Conquête de l'inutile

Conquête de l'inutile
Herzog Werner
Ed. Capricci
Date de publication : 01/01/2009

Tel un chien fou qui s'est acharné sur la patte d'un chevreuil abattu et continue de secouer et de déchiqueter le gibier sans vie à tel point que le chasseur renonce à le calmer, une vision s'était emparée de moi : l'image d'un grand bateau à vapeur sur une montagne - le bateau sous la vapeur, utilisant sa propre force pour passer un versant pentu à travers la jungle, dans une nature qui anéantit les faibles comme les forts ; et la voix de Caruso, qui fait taire toutes les souffrances et tous les cris des animaux de la forêt vierge et arrête le chant des oiseaux. Plus exactement : le cris des oiseaux.
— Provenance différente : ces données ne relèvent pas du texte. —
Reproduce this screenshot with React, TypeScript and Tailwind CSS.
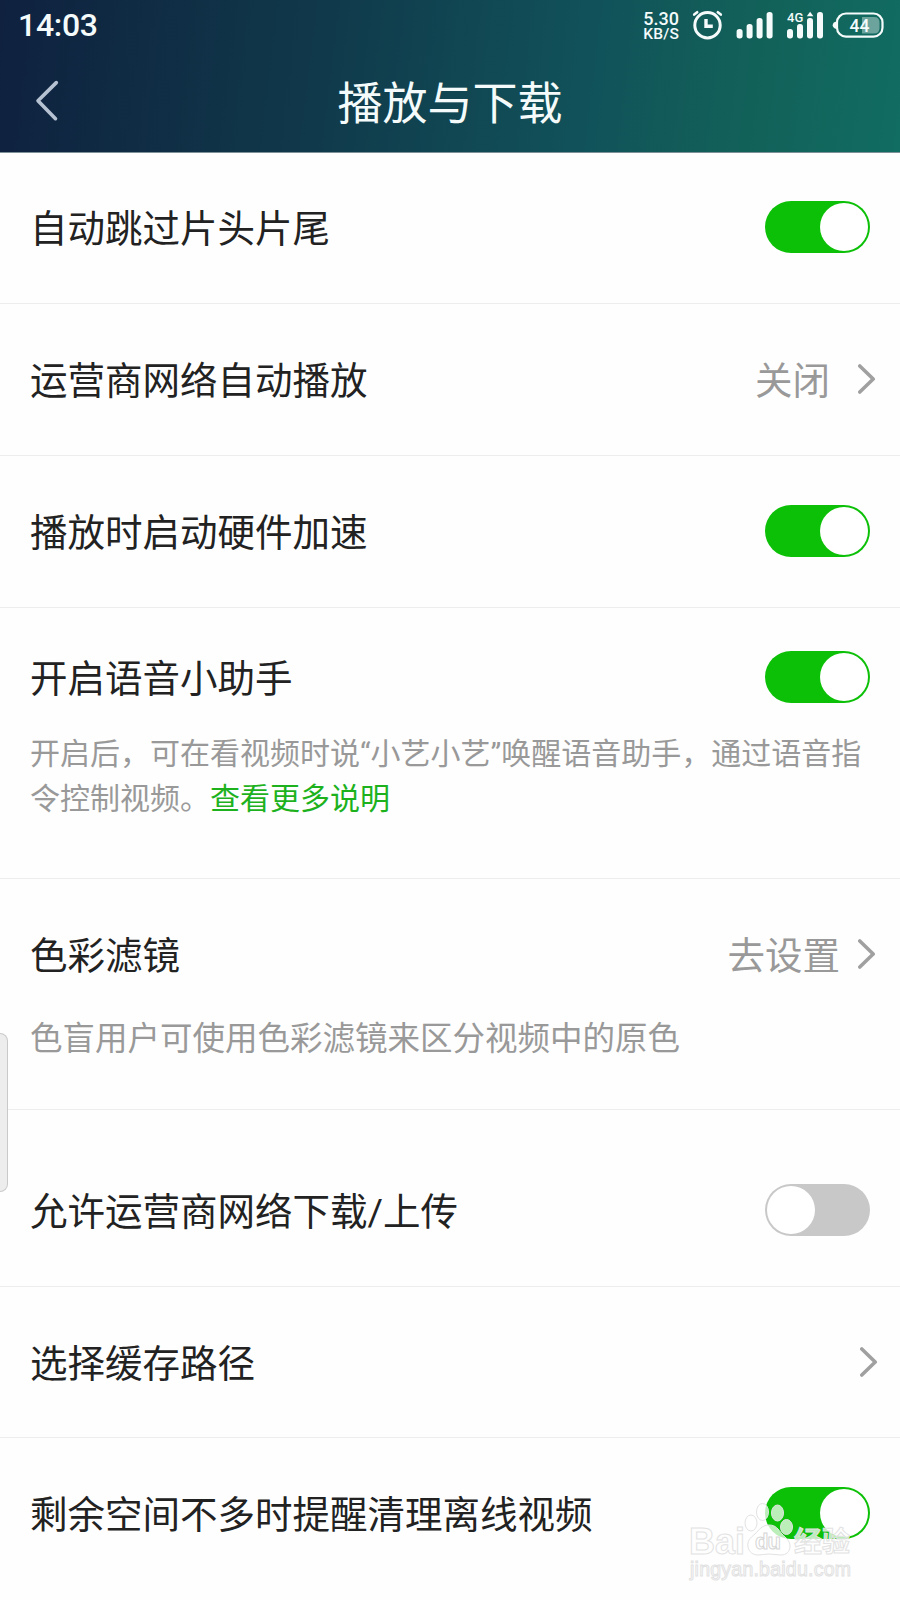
import { useState } from "react";
import type { ReactNode } from "react";

const SIGNAL_BARS = [
  { x: 0, y: 29, height: 9.5 },
  { x: 10, y: 24, height: 14.5 },
  { x: 20, y: 18, height: 20.5 },
  { x: 30, y: 12, height: 26.5 },
];

function Signal({ x }: { x: number }) {
  return (
    <g transform={`translate(${x} 0)`}>
      {SIGNAL_BARS.map((bar) => (
        <rect
          key={bar.x}
          x={bar.x}
          y={bar.y}
          width="6"
          height={bar.height}
          rx="2.7"
        />
      ))}
    </g>
  );
}

function StatusBar() {
  return (
    <div className="flex h-[50px] items-start justify-between pl-[18px]">
      <span className="mt-[6px] text-[32px] leading-[39px] font-medium tracking-[-0.3px]">
        14:03
      </span>
      <div className="flex">
        <div className="mt-[11px] mr-[11px] flex flex-col items-end text-right">
          <span className="text-[18px] leading-[15px] font-medium">5.30</span>
          <span className="text-[15.5px] leading-[16px] font-medium tracking-[0.2px]">
            KB/S
          </span>
        </div>
        <svg width="210" height="50" viewBox="690 0 210 50" fill="#f4fbfa">
          <circle
            cx="707.5"
            cy="25.2"
            r="12.7"
            fill="none"
            stroke="#f4fbfa"
            strokeWidth="3"
          />
          <path
            d="M706 19v7.2h6.800"
            fill="none"
            stroke="#f4fbfa"
            strokeWidth="3.4"
          />
          <path
            d="M694.2 14.6l3-2.4M720.8 14.6l-3-2.4"
            fill="none"
            stroke="#f4fbfa"
            strokeWidth="2.6"
            strokeLinecap="round"
          />
          <Signal x={736.6} />
          <Signal x={787} />
          <path d="M806.8 16.3l3.3-4.6 3.3 4.6z" />
          <text x="787" y="22" fontSize="13" fontWeight="500">
            4G
          </text>
          <rect
            x="837"
            y="13.5"
            width="45.5"
            height="23.2"
            rx="9"
            fill="none"
            stroke="#f4fbfa"
            strokeWidth="2.2"
          />
          <path d="M836.5 21.5v7.5q-3.8-1-3.8-3.8t3.8-3.7z" />
          <path
            d="M862 17h12q5.5 0 5.5 5.5v5.5q0 5.5-5.5 5.5h-12z"
            opacity="0.4"
          />
          <text x="849.5" y="32" fontSize="17.5" fontWeight="500">
            44
          </text>
        </svg>
      </div>
    </div>
  );
}

function Header() {
  return (
    <header className="h-[153px] border-b border-[#7d9298] bg-[linear-gradient(97deg,#0f213f_0%,#10384a_34%,#11525a_65%,#126159_83%,#116c61_100%)] text-[#f4fbfa]">
      <StatusBar />
      <div className="grid h-[102px] grid-cols-[100px_1fr_100px] items-center">
        <button type="button" aria-label="返回" className="pl-[35px]">
          <svg
            width="25"
            height="42"
            viewBox="0 0 25 42"
            fill="none"
            stroke="#b6c2d2"
            strokeWidth="3.6"
            strokeLinecap="round"
            strokeLinejoin="round"
          >
            <path d="M21.3 2.6L3 20.7l17.5 18" />
          </svg>
        </button>
        <h1 className="pt-[8px] text-center text-[45px] leading-[60px]">
          播放与下载
        </h1>
      </div>
    </header>
  );
}

function Toggle({ label, initial }: { label: string; initial: boolean }) {
  const [on, setOn] = useState(initial);
  return (
    <button
      type="button"
      role="switch"
      aria-checked={on}
      aria-label={label}
      onClick={() => setOn(!on)}
      className={`flex h-[52px] w-[105px] shrink-0 items-center rounded-full px-[2px] ${
        on ? "justify-end bg-[#0cc007]" : "justify-start bg-[#c8c8c8]"
      }`}
    >
      <span className="size-[48px] rounded-full bg-white" />
    </button>
  );
}

function Chevron() {
  return (
    <svg
      width="18"
      height="30"
      viewBox="0 0 18 30"
      fill="none"
      stroke="#a0a0a0"
      strokeWidth="3.6"
      strokeLinecap="round"
      strokeLinejoin="round"
    >
      <path d="M1.8 2L15.2 15L1.8 28" />
    </svg>
  );
}

type RowProps = {
  label: string;
  className: string;
  children: ReactNode;
  note?: ReactNode;
};

function Row({ label, className, children, note }: RowProps) {
  return (
    <section className={`border-b border-[#ededed] pl-[30px] ${className}`}>
      <div className="flex h-[52px] items-center justify-between">
        <h2 className="pt-[4px] text-[37.5px] leading-[52px] text-[#222]">
          {label}
        </h2>
        {children}
      </div>
      {note}
    </section>
  );
}

function Watermark() {
  return (
    <svg
      className="pointer-events-none absolute top-[1495px] left-[680px]"
      width="190"
      height="95"
      viewBox="680 1495 190 95"
      fill="#fff"
      fillOpacity="0.72"
      stroke="#e2e2e2"
      strokeWidth="1"
      fontFamily="'Liberation Sans', 'Noto Sans CJK SC', sans-serif"
    >
      <text
        x="689"
        y="1554"
        fontSize="37"
        fontWeight="700"
        textLength="56"
        lengthAdjust="spacingAndGlyphs"
      >
        Bai
      </text>
      <ellipse cx="751" cy="1523" rx="6" ry="8" />
      <ellipse cx="762.5" cy="1512" rx="6" ry="8.5" />
      <ellipse cx="777.5" cy="1513" rx="6" ry="8" />
      <ellipse cx="786.5" cy="1527" rx="6" ry="7.5" />
      <path d="M769 1525c-7 0-10 5-14 9-5 4-8 7-7 13 1 5 5 8 10 8 4 0 7-1 11-1s8 1 12 1c5 0 9-3 9-9 0-5-4-8-8-12-4-5-6-9-13-9z" />
      <text
        x="755"
        y="1549"
        fontSize="22"
        fontWeight="700"
        stroke="#d6d6d6"
        textLength="26"
      >
        du
      </text>
      <text x="794" y="1552" fontSize="28" fontWeight="700">
        经验
      </text>
      <text x="690" y="1576" fontSize="19.5" textLength="161">
        jingyan.baidu.com
      </text>
    </svg>
  );
}

export default function App() {
  return (
    <main
      lang="zh-CN"
      className="relative h-[1600px] w-[900px] overflow-hidden bg-[#fefefe] font-[Roboto,'Noto_Sans_CJK_SC',sans-serif]"
    >
      <Header />

      <Row label="自动跳过片头片尾" className="h-[151px] pt-[48px] pr-[30px]">
        <Toggle label="自动跳过片头片尾" initial={true} />
      </Row>
      <Row label="运营商网络自动播放" className="h-[152px] pt-[49px] pr-[24px]">
        <div className="flex items-center gap-[28px] text-[37.5px] leading-[52px] text-[#999]">
          <span className="pt-[4px]">关闭</span>
          <Chevron />
        </div>
      </Row>
      <Row label="播放时启动硬件加速" className="h-[152px] pt-[49px] pr-[30px]">
        <Toggle label="播放时启动硬件加速" initial={true} />
      </Row>
      <Row
        label="开启语音小助手"
        className="h-[271px] pt-[43px] pr-[30px]"
        note={
          <p className="mt-[28px] text-[30px] leading-[45px] whitespace-nowrap text-[#999]">
            开启后，可在看视频时说“小艺小艺”唤醒语音助手，通过语音指
            <br />
            令控制视频。
            <a href="#more" className="text-[#1db21d]">
              查看更多说明
            </a>
          </p>
        }
      >
        <Toggle label="开启语音小助手" initial={true} />
      </Row>
      <Row
        label="色彩滤镜"
        className="h-[231px] pt-[49px] pr-[24px]"
        note={
          <p className="mt-[37px] text-[32.5px] leading-[45px] text-[#999]">
            色盲用户可使用色彩滤镜来区分视频中的原色
          </p>
        }
      >
        <div className="flex items-center gap-[18px] text-[37.5px] leading-[52px] text-[#999]">
          <span className="pt-[4px]">去设置</span>
          <Chevron />
        </div>
      </Row>
      <Row
        label="允许运营商网络下载/上传"
        className="h-[177px] pt-[74px] pr-[30px]"
      >
        <Toggle label="允许运营商网络下载/上传" initial={false} />
      </Row>
      <Row label="选择缓存路径" className="h-[151px] pt-[49px] pr-[22px]">
        <Chevron />
      </Row>
      <Row
        label="剩余空间不多时提醒清理离线视频"
        className="h-[170px] pt-[49px] pr-[30px]"
      >
        <Toggle label="剩余空间不多时提醒清理离线视频" initial={true} />
      </Row>

      {/* edge handle of the system side panel */}
      <div className="absolute top-[1033px] left-0 h-[159px] w-[8px] rounded-r-[8px] border border-l-0 border-[#c9c9c9] bg-[#ededed]" />
      <Watermark />
    </main>
  );
}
Car dans ce paysage inachevé, que Dieu dans sa colère a abandonné, les oiseaux ne chantent pas : ils crient de douleur, s'enfoncent, partout où le regard se porte, comme des géants luttant les uns contre les autres, dans la vapeur d'une Création, qui, ici, n'est pas achevée. Crachant du brouillard et épuisés, ils se tiennent là, dans ce monde irréel, dans une misère irréelle et moi, comme dans la stanza d'un poème écrit dans une langue étrangère que je ne comprends pas, je me sens profondément effrayé.